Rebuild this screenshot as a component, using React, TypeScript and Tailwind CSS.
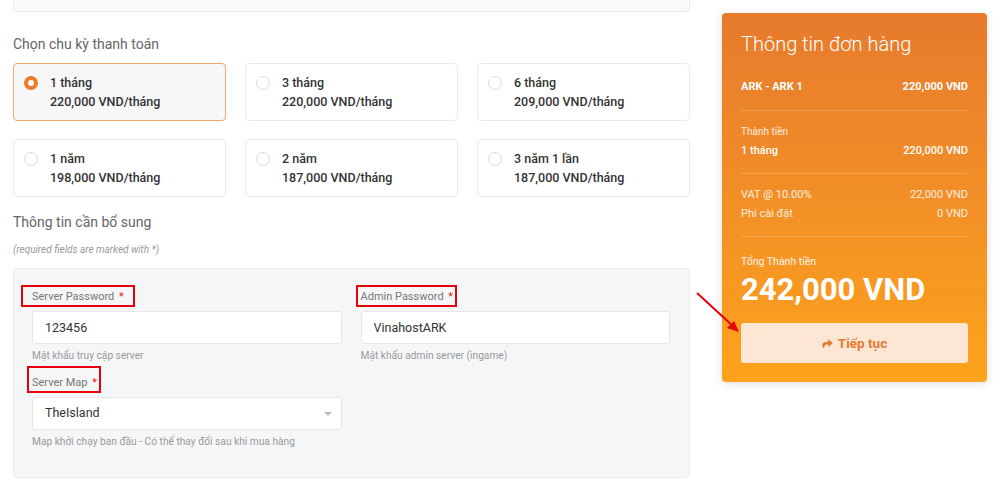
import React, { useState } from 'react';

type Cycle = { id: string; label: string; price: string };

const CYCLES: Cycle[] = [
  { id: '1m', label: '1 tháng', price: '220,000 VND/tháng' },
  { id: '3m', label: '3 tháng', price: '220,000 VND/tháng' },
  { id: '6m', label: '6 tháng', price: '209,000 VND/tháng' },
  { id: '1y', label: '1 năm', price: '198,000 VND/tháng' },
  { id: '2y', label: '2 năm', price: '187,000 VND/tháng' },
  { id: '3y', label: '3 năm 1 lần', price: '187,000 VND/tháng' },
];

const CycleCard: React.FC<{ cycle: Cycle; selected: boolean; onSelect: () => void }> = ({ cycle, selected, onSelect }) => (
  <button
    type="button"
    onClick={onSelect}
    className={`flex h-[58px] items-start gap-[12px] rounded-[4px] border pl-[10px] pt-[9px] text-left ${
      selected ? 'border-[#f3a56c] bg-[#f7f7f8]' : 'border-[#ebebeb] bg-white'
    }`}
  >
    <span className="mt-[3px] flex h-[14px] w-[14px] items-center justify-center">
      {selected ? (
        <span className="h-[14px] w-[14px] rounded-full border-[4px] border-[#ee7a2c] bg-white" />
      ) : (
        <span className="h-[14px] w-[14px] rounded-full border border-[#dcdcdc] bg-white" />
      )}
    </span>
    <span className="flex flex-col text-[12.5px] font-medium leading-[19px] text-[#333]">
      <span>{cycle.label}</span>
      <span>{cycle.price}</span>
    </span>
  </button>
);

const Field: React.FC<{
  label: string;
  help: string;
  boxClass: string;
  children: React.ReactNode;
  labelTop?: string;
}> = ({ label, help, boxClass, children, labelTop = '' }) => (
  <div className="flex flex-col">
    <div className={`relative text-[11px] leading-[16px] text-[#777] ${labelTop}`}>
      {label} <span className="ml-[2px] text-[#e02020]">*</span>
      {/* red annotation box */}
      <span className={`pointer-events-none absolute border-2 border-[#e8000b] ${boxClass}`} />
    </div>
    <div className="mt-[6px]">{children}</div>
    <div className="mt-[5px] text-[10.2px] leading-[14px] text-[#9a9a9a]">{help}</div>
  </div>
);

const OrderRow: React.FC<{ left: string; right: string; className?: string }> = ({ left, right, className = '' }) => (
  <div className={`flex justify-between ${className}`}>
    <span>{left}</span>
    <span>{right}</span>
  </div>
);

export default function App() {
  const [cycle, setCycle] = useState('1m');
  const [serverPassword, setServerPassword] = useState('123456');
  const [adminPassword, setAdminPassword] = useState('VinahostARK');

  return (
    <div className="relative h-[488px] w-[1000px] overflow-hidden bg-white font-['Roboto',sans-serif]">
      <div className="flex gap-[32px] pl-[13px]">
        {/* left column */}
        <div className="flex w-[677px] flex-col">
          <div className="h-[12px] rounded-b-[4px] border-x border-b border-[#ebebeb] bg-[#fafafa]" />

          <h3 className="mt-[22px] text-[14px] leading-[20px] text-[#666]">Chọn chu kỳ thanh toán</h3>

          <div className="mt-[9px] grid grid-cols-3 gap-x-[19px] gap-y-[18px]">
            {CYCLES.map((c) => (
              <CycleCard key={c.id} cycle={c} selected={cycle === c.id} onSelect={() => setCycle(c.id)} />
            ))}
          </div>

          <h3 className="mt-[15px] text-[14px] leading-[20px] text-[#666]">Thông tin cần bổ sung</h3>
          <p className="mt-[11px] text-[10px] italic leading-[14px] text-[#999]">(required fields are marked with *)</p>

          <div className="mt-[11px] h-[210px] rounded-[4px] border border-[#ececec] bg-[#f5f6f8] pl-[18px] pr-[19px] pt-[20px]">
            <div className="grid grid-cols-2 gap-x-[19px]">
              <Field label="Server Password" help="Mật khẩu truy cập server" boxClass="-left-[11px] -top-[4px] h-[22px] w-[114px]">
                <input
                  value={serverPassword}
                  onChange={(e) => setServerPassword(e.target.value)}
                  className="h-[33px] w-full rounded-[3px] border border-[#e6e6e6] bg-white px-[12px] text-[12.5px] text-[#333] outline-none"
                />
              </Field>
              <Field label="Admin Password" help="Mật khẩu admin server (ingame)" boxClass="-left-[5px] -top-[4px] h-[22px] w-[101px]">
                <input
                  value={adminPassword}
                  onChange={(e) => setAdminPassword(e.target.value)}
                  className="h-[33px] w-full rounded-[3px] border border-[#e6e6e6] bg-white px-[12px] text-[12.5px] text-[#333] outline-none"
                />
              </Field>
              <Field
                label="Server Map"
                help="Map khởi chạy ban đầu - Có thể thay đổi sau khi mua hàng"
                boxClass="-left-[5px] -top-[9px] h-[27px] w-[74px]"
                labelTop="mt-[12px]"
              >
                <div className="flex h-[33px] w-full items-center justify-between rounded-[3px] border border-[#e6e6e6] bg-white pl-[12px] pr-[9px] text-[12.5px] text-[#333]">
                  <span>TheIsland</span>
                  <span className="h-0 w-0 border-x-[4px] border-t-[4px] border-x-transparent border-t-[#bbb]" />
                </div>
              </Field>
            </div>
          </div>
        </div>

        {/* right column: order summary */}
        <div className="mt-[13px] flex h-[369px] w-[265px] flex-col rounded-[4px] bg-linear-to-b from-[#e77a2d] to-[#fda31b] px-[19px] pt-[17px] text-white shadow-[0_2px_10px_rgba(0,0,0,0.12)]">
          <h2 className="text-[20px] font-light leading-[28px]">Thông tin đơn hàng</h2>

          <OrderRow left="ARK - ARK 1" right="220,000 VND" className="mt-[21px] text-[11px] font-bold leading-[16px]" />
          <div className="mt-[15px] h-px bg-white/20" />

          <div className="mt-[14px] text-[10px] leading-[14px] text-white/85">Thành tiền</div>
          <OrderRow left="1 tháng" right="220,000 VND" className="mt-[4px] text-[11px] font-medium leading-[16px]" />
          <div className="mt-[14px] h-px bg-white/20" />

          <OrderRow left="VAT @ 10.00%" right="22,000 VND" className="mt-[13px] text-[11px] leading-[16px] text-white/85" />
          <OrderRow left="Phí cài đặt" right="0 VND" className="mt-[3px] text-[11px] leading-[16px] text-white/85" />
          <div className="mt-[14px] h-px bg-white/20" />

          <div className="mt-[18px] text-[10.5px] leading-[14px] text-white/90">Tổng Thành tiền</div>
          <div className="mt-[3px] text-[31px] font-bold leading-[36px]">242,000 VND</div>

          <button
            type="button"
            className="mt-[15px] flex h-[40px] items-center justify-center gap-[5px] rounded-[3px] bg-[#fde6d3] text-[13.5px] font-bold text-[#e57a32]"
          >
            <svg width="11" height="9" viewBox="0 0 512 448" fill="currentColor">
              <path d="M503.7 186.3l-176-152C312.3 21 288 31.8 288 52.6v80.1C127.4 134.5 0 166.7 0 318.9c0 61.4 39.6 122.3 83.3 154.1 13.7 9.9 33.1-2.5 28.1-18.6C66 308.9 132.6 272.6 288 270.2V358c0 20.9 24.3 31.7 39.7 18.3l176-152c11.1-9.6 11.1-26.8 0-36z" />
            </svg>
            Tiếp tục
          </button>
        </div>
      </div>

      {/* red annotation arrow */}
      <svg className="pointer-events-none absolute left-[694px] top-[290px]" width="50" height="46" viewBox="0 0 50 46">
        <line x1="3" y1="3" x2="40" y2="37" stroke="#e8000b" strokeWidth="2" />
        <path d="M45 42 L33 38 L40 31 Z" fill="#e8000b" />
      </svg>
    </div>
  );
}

#### SET TASK:
Give back the whole listing as it stands, minus its pictures.

#### FULL SOLUTION:
Rebuild this screenshot as a component, using React, TypeScript and Tailwind CSS.
import React, { useState } from 'react';

type Cycle = { id: string; label: string; price: string };

const CYCLES: Cycle[] = [
  { id: '1m', label: '1 tháng', price: '220,000 VND/tháng' },
  { id: '3m', label: '3 tháng', price: '220,000 VND/tháng' },
  { id: '6m', label: '6 tháng', price: '209,000 VND/tháng' },
  { id: '1y', label: '1 năm', price: '198,000 VND/tháng' },
  { id: '2y', label: '2 năm', price: '187,000 VND/tháng' },
  { id: '3y', label: '3 năm 1 lần', price: '187,000 VND/tháng' },
];

const CycleCard: React.FC<{ cycle: Cycle; selected: boolean; onSelect: () => void }> = ({ cycle, selected, onSelect }) => (
  <button
    type="button"
    onClick={onSelect}
    className={`flex h-[58px] items-start gap-[12px] rounded-[4px] border pl-[10px] pt-[9px] text-left ${
      selected ? 'border-[#f3a56c] bg-[#f7f7f8]' : 'border-[#ebebeb] bg-white'
    }`}
  >
    <span className="mt-[3px] flex h-[14px] w-[14px] items-center justify-center">
      {selected ? (
        <span className="h-[14px] w-[14px] rounded-full border-[4px] border-[#ee7a2c] bg-white" />
      ) : (
        <span className="h-[14px] w-[14px] rounded-full border border-[#dcdcdc] bg-white" />
      )}
    </span>
    <span className="flex flex-col text-[12.5px] font-medium leading-[19px] text-[#333]">
      <span>{cycle.label}</span>
      <span>{cycle.price}</span>
    </span>
  </button>
);

const Field: React.FC<{
  label: string;
  help: string;
  boxClass: string;
  children: React.ReactNode;
  labelTop?: string;
}> = ({ label, help, boxClass, children, labelTop = '' }) => (
  <div className="flex flex-col">
    <div className={`relative text-[11px] leading-[16px] text-[#777] ${labelTop}`}>
      {label} <span className="ml-[2px] text-[#e02020]">*</span>
      {/* red annotation box */}
      <span className={`pointer-events-none absolute border-2 border-[#e8000b] ${boxClass}`} />
    </div>
    <div className="mt-[6px]">{children}</div>
    <div className="mt-[5px] text-[10.2px] leading-[14px] text-[#9a9a9a]">{help}</div>
  </div>
);

const OrderRow: React.FC<{ left: string; right: string; className?: string }> = ({ left, right, className = '' }) => (
  <div className={`flex justify-between ${className}`}>
    <span>{left}</span>
    <span>{right}</span>
  </div>
);

export default function App() {
  const [cycle, setCycle] = useState('1m');
  const [serverPassword, setServerPassword] = useState('123456');
  const [adminPassword, setAdminPassword] = useState('VinahostARK');

  return (
    <div className="relative h-[488px] w-[1000px] overflow-hidden bg-white font-['Roboto',sans-serif]">
      <div className="flex gap-[32px] pl-[13px]">
        {/* left column */}
        <div className="flex w-[677px] flex-col">
          <div className="h-[12px] rounded-b-[4px] border-x border-b border-[#ebebeb] bg-[#fafafa]" />

          <h3 className="mt-[22px] text-[14px] leading-[20px] text-[#666]">Chọn chu kỳ thanh toán</h3>

          <div className="mt-[9px] grid grid-cols-3 gap-x-[19px] gap-y-[18px]">
            {CYCLES.map((c) => (
              <CycleCard key={c.id} cycle={c} selected={cycle === c.id} onSelect={() => setCycle(c.id)} />
            ))}
          </div>

          <h3 className="mt-[15px] text-[14px] leading-[20px] text-[#666]">Thông tin cần bổ sung</h3>
          <p className="mt-[11px] text-[10px] italic leading-[14px] text-[#999]">(required fields are marked with *)</p>

          <div className="mt-[11px] h-[210px] rounded-[4px] border border-[#ececec] bg-[#f5f6f8] pl-[18px] pr-[19px] pt-[20px]">
            <div className="grid grid-cols-2 gap-x-[19px]">
              <Field label="Server Password" help="Mật khẩu truy cập server" boxClass="-left-[11px] -top-[4px] h-[22px] w-[114px]">
                <input
                  value={serverPassword}
                  onChange={(e) => setServerPassword(e.target.value)}
                  className="h-[33px] w-full rounded-[3px] border border-[#e6e6e6] bg-white px-[12px] text-[12.5px] text-[#333] outline-none"
                />
              </Field>
              <Field label="Admin Password" help="Mật khẩu admin server (ingame)" boxClass="-left-[5px] -top-[4px] h-[22px] w-[101px]">
                <input
                  value={adminPassword}
                  onChange={(e) => setAdminPassword(e.target.value)}
                  className="h-[33px] w-full rounded-[3px] border border-[#e6e6e6] bg-white px-[12px] text-[12.5px] text-[#333] outline-none"
                />
              </Field>
              <Field
                label="Server Map"
                help="Map khởi chạy ban đầu - Có thể thay đổi sau khi mua hàng"
                boxClass="-left-[5px] -top-[9px] h-[27px] w-[74px]"
                labelTop="mt-[12px]"
              >
                <div className="flex h-[33px] w-full items-center justify-between rounded-[3px] border border-[#e6e6e6] bg-white pl-[12px] pr-[9px] text-[12.5px] text-[#333]">
                  <span>TheIsland</span>
                  <span className="h-0 w-0 border-x-[4px] border-t-[4px] border-x-transparent border-t-[#bbb]" />
                </div>
              </Field>
            </div>
          </div>
        </div>

        {/* right column: order summary */}
        <div className="mt-[13px] flex h-[369px] w-[265px] flex-col rounded-[4px] bg-linear-to-b from-[#e77a2d] to-[#fda31b] px-[19px] pt-[17px] text-white shadow-[0_2px_10px_rgba(0,0,0,0.12)]">
          <h2 className="text-[20px] font-light leading-[28px]">Thông tin đơn hàng</h2>

          <OrderRow left="ARK - ARK 1" right="220,000 VND" className="mt-[21px] text-[11px] font-bold leading-[16px]" />
          <div className="mt-[15px] h-px bg-white/20" />

          <div className="mt-[14px] text-[10px] leading-[14px] text-white/85">Thành tiền</div>
          <OrderRow left="1 tháng" right="220,000 VND" className="mt-[4px] text-[11px] font-medium leading-[16px]" />
          <div className="mt-[14px] h-px bg-white/20" />

          <OrderRow left="VAT @ 10.00%" right="22,000 VND" className="mt-[13px] text-[11px] leading-[16px] text-white/85" />
          <OrderRow left="Phí cài đặt" right="0 VND" className="mt-[3px] text-[11px] leading-[16px] text-white/85" />
          <div className="mt-[14px] h-px bg-white/20" />

          <div className="mt-[18px] text-[10.5px] leading-[14px] text-white/90">Tổng Thành tiền</div>
          <div className="mt-[3px] text-[31px] font-bold leading-[36px]">242,000 VND</div>

          <button
            type="button"
            className="mt-[15px] flex h-[40px] items-center justify-center gap-[5px] rounded-[3px] bg-[#fde6d3] text-[13.5px] font-bold text-[#e57a32]"
          >
            <svg width="11" height="9" viewBox="0 0 512 448" fill="currentColor">
              <path d="M503.7 186.3l-176-152C312.3 21 288 31.8 288 52.6v80.1C127.4 134.5 0 166.7 0 318.9c0 61.4 39.6 122.3 83.3 154.1 13.7 9.9 33.1-2.5 28.1-18.6C66 308.9 132.6 272.6 288 270.2V358c0 20.9 24.3 31.7 39.7 18.3l176-152c11.1-9.6 11.1-26.8 0-36z" />
            </svg>
            Tiếp tục
          </button>
        </div>
      </div>

      {/* red annotation arrow */}
      <svg className="pointer-events-none absolute left-[694px] top-[290px]" width="50" height="46" viewBox="0 0 50 46">
        <line x1="3" y1="3" x2="40" y2="37" stroke="#e8000b" strokeWidth="2" />
        <path d="M45 42 L33 38 L40 31 Z" fill="#e8000b" />
      </svg>
    </div>
  );
}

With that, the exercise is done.